Forgotten Victory The First World War Myths and Realities by Gary Sheffield

Forgotten Victory The First World War Myths and Realities by Gary Sheffield

Author:Gary Sheffield [Sheffield, Gary]
Language: eng
Format: epub
Publisher: Endeavour Press
Published: 2014-08-27T07:00:00+00:00


The Dawn Assault

Reserve and Fourth Armies, however bloodily and clumsily, clawed their way through the outlying German defences in the early days of July. A fortnight after the beginning of the battle Rawlinson was at last ready for an attack on the German Second Position. Four divisions, 21st, 7th, 3rd and 9th, with 18th Division guarding the right flank, assembled at night opposite Longueval Ridge. Following an intensive artillery bombardment of five minutes the British attack went in at dawn – 3.25 a.m. – on 14 July. Unlike on 1 July, the initial assault was a stunning success. The Germans were caught unprepared and bewildered by the British shelling. The infantry, mostly Kitchener volunteers, swept upon on to the ridge and captured it by mid-morning.

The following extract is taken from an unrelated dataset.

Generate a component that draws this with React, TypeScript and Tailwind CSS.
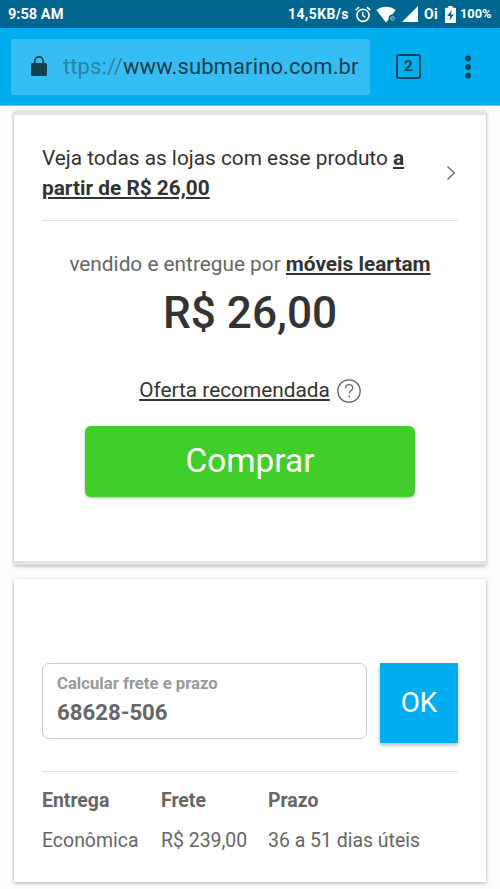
import type { ReactNode } from "react";

type Delivery = {
  name: string;
  price: string;
  term: string;
};

const deliveries: Delivery[] = [
  { name: "Econômica", price: "R$ 239,00", term: "36 a 51 dias úteis" },
];

const AlarmIcon = () => (
  <svg width="16" height="17" viewBox="0 0 16 17" fill="none" stroke="white">
    <circle cx="8" cy="9.3" r="6.1" strokeWidth="1.6" />
    <path d="M7.8 5.8v3.8l2.6 1.8" strokeWidth="1.3" />
    <path d="M.7 4.1 4.1 1.2M15.3 4.1 11.9 1.2" strokeWidth="1.6" />
  </svg>
);

const WifiIcon = () => (
  <svg width="21" height="17" viewBox="0 0 21 17" fill="white">
    <path d="M.3 4.1C5.8-.4 14.2-.4 19.7 4.1L16.3 8.6c-2.1-.2-3.6 1.2-3.6 3.2v1.4L10 16.4z" />
    <path
      d="M14.4 12.2h4.2c0-2.4-4-2.4-4 .2 0 2.3 2.8 2.6 3.8 1.2"
      fill="none"
      stroke="#8fc3d8"
      strokeWidth="1"
    />
  </svg>
);

const SignalIcon = () => (
  <svg width="16" height="16" viewBox="0 0 16 16" fill="white">
    <path d="M16 0v16H0z" />
  </svg>
);

const BatteryIcon = () => (
  <svg width="11" height="17" viewBox="0 0 11 17">
    <path
      d="M3.4 0h4.2v1.7H10c.6 0 1 .4 1 1V16c0 .6-.4 1-1 1H1c-.6 0-1-.4-1-1V2.7c0-.6.4-1 1-1h2.4z"
      fill="white"
    />
    <path d="M6.7 4 2.2 10h2.9l-.7 4.6L8.9 8.6H6z" fill="#00658f" />
  </svg>
);

const LockIcon = () => (
  <svg width="16" height="21" viewBox="0 0 16 21">
    <rect x="0" y="7" width="16" height="13" rx="1.6" fill="#14404f" />
    <path
      d="M3.8 8V5a4.2 4.2 0 0 1 8.4 0v3"
      fill="none"
      stroke="#14404f"
      strokeWidth="1.7"
    />
  </svg>
);

const MenuIcon = () => (
  <svg width="6" height="24" viewBox="0 0 6 24" fill="#0a435b">
    <circle cx="3" cy="3.5" r="2.9" />
    <circle cx="3" cy="12" r="2.9" />
    <circle cx="3" cy="20.5" r="2.9" />
  </svg>
);

const HelpIcon = () => (
  <svg width="24" height="24" viewBox="0 0 24 24" fill="none" stroke="#666">
    <circle cx="12" cy="12" r="11.2" strokeWidth="1.3" />
    <path
      d="M8.5 9.3c0-2.1 1.5-3.6 3.6-3.6s3.6 1.3 3.6 3.3c0 2.7-3.5 2.9-3.5 5.6"
      strokeWidth="1.3"
    />
    <path d="M12.2 16.6v1.7" strokeWidth="1.5" />
  </svg>
);

const StatusBar = () => (
  <div className="flex h-7 items-center bg-[#00658f] pl-2 text-[14px] font-bold text-white">
    <span className="w-[280px] whitespace-nowrap pt-px text-[14.6px]">9:58 AM</span>
    <span className="w-[67px] whitespace-nowrap pt-px tracking-[0.4px]">14,5KB/s</span>
    <AlarmIcon />
    <span className="ml-[5px]">
      <WifiIcon />
    </span>
    <span className="ml-[5px]">
      <SignalIcon />
    </span>
    <span className="ml-[6px] w-[21px] pt-px tracking-[0.3px]">Oi</span>
    <BatteryIcon />
    <span className="ml-1 text-[12.8px]">100%</span>
  </div>
);

const Toolbar = () => (
  <div className="flex h-[78px] items-center border-b border-[#79c8e8] bg-[#00aef0] pl-[11px]">
    <div className="flex h-14 w-[359px] items-center rounded-[3px] bg-[#36bdf3] pl-5">
      <LockIcon />
      <div className="ml-4 whitespace-nowrap text-[22px] leading-[30px] tracking-[0.11px] text-[#183e4c]">
        <span className="text-[#2883a8]">ttps://</span>www.submarino.com.br
      </div>
    </div>
    <div className="ml-[26px] flex size-[25px] items-center justify-center rounded-[3px] border-2 border-[#0a435b] pt-px text-[15.5px] font-bold text-[#0a435b]">
      2
    </div>
    <div className="ml-[44px]">
      <MenuIcon />
    </div>
  </div>
);

const Card = ({ children, className }: { children: ReactNode; className: string }) => (
  <section
    className={`mx-[14px] bg-white px-7 shadow-[0_1px_4px_rgba(0,0,0,0.32)] ${className}`}
  >
    {children}
  </section>
);

const Offer = () => (
  <Card className="mt-[5px] h-[454px] border-y-[4px] border-[#e2e2e1]">
    <a className="flex h-[106px] items-center justify-between border-b border-[#e2e2e2] pt-[11px] text-[#333]">
      <p className="whitespace-nowrap text-[20.8px] leading-[30.5px]">
        Veja todas as lojas com esse produto <b className="underline">a</b>
        <br />
        <b className="underline">partir de R$ 26,00</b>
      </p>
      <svg width="12" height="16" viewBox="0 0 12 16" fill="none" stroke="#666">
        <path d="m1.5 1.5 6.8 6.5-6.8 6.5" strokeWidth="1.3" />
      </svg>
    </a>
    <div className="mt-[28px] whitespace-nowrap text-center text-[20.8px] leading-[30px] text-[#666]">
      vendido e entregue por <b className="text-[#333] underline">móveis leartam</b>
    </div>
    <div className="mt-[4px] text-center text-[44.2px] font-medium leading-[60px] text-[#333]">
      R$ 26,00
    </div>
    <div className="mt-[32px] flex items-center justify-center gap-[7px] text-[20.8px] leading-[30px] text-[#333]">
      <span className="underline">Oferta recomendada</span>
      <span className="pt-px">
        <HelpIcon />
      </span>
    </div>
    <button className="mx-auto mt-[21px] block h-[71px] w-[330px] rounded-[6px] bg-[#41ce2a] text-[33.4px] text-white shadow-[0_1px_3px_rgba(0,0,0,0.3)]">
      Comprar
    </button>
  </Card>
);

const Shipping = () => (
  <Card className="mt-[14px] h-[303px] pt-[84px]">
    <div className="flex h-[109px] justify-between border-b border-[#e2e2e2]">
      <label className="block h-[76px] w-[325px] rounded-[7px] border border-[#ccc] pl-[14px] pt-[7px] font-bold">
        <span className="block text-[16.7px] leading-[26px] text-[#999]">
          Calcular frete e prazo
        </span>
        <span className="block text-[22.2px] leading-[31px] text-[#666]">68628-506</span>
      </label>
      <button className="h-[80px] w-[78px] bg-[#00aeef] text-[27.8px] text-white shadow-[0_2px_4px_rgba(0,0,0,0.3)]">
        OK
      </button>
    </div>
    <table className="mt-[9px] w-full table-fixed whitespace-nowrap text-left text-[19.45px] leading-[40px] text-[#666]">
      <colgroup>
        <col className="w-[119px]" />
        <col className="w-[107px]" />
        <col />
      </colgroup>
      <thead>
        <tr>
          <th>Entrega</th>
          <th>Frete</th>
          <th>Prazo</th>
        </tr>
      </thead>
      <tbody>
        {deliveries.map((d) => (
          <tr key={d.name}>
            <td>{d.name}</td>
            <td>{d.price}</td>
            <td>{d.term}</td>
          </tr>
        ))}
      </tbody>
    </table>
  </Card>
);

export default function App() {
  return (
    <main className="h-[889px] w-[500px] overflow-hidden bg-[#fdfdfd] font-[Roboto,sans-serif]">
      <StatusBar />
      <Toolbar />
      <Offer />
      <Shipping />
    </main>
  );
}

Haig had needed to be persuaded before he had agreed to an assault at dawn. An assembly during the night was a difficult operation, involving movement in the dark and lying out in No Man’s Land before the attack. The fact that both the assembly and the assault were successful speaks volumes about the capabilities of the Kitchener infantrymen. ‘Compared to 1 July the attack was, in several respects, a more accurate reflection of the capabilities of the New Army formations, given imaginative operational planning’.[376] Yet the fact that the attack took place at dawn was less important than the way that the artillery was handled. This was no penny-packet attack.

On 1 July, the Royal Artillery shelled 22,000 yards of front; and no less than 300,000 yards of trench lying in support of the front line. For the 14 July attack the comparative figures were 6,000 and 12,000 yards. Thus while on the first day of the battle the fire of the British guns had been spread too thinly to be effective, a fortnight later there was a formidable concentration of firepower. Rawlinson’s gunners had two-thirds of the guns they had had on 1 July, but on the 14 July only had to bombard just over five per cent of the ground. Fourth Army used 1,000 artillery tubes, 311 of which were heavy guns or howitzers, in the preliminary bombardment, which began early on 11 July. Every yard of German trench was subjected to 660lb of shell, ‘an intensity of fire twice that of Neuve Chapelle [in March 1915] and five times that achieved before the 1 July attack.’[377] Fourth Army was reaping the rewards of the move towards a total war economy, which made prodigious quantities of shells available to the gunners.

When visiting the Somme battlefield, I often take parties to Longueval Ridge. From the misleadingly named Caterpillar Valley cemetery there is a magnificent view across much of the Somme battlefield. Facing south, in the distance one can see the position of the old German line captured by XIII Corps on 1 July. It was in this area that Captain Billie Nevill’s men of the 8th East Surreys went into action on 1 July kicking footballs – an act of public school bravado or a shrewd psychological trick of leadership, depending on one’s viewpoint.